A few days ago, the fugitive Texas Democrats that fled their state to stop the passage of an election integrity bill were declaring victory. Though Gov. Greg Abbott had called a second special session, an activist judge in Austin declared that the Texas Constitution didn’t matter, creating a path for the Texas Democrats to return without fear of arrest to force their appearance.
Our quorum break shined a national spotlight on the TX voter suppression bill and pushed Congress closer to passing a federal voting rights act to override it. I’m confident they will.
— James Talarico (@jamestalarico) August 9, 2021
That dream of declaring victory was quickly shattered after the Texas Supreme Court ruled that arrests were allowed to take place to force a quorum.
Now, life is coming at the Texas Democrats fast as arrest warrants for all 52 of the fugitives have been signed. They will be delivered this morning and enforcement can begin.

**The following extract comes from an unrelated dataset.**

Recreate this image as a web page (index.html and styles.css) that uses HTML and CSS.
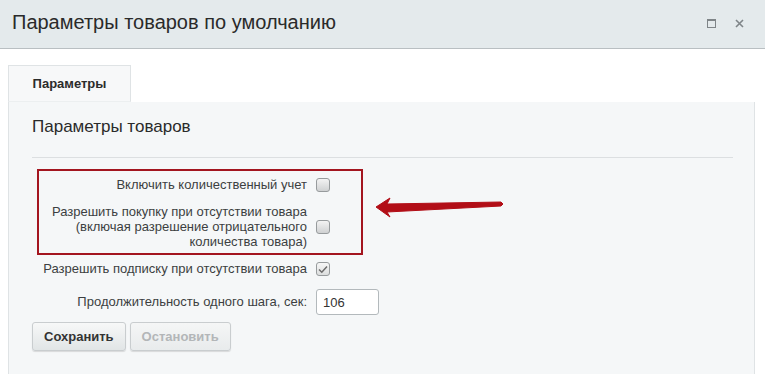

That means that in the span of just a few days, they went from thinking they were victorious to being right back where they started.
Life coming at this dude so fast… pic.twitter.com/eOcr5gPpFG
— Bonchie (@bonchieredstate) August 11, 2021
It’s not just Talarico, though. While it’s hard to gauge how many Texas Democrats have returned home at this point (at least four have already shown up on the House floor), it seems plausible that enough are back in the state to force a quorum. Even if there aren’t at this time, the second special session and subsequent sessions will continue to make it untenable for those hiding out in Washington to stay there all the way until 2022. Further, with another ruling coming down that gave Abbott the power to defund the legislators who aren’t showing up, they can be drained financially in the process.
That’s a lot of pressure being applied at once and I expect more defectors. These people have families to support and see. They have mortgages. If the Texas Democrats in Washington start accepting money to pay for that stuff, they may run into some serious legal questions.
In short, I think it’s just a matter of time before enough fold, the quorum is provided, and Texas’ elections are protected by common-sense rules and regulations.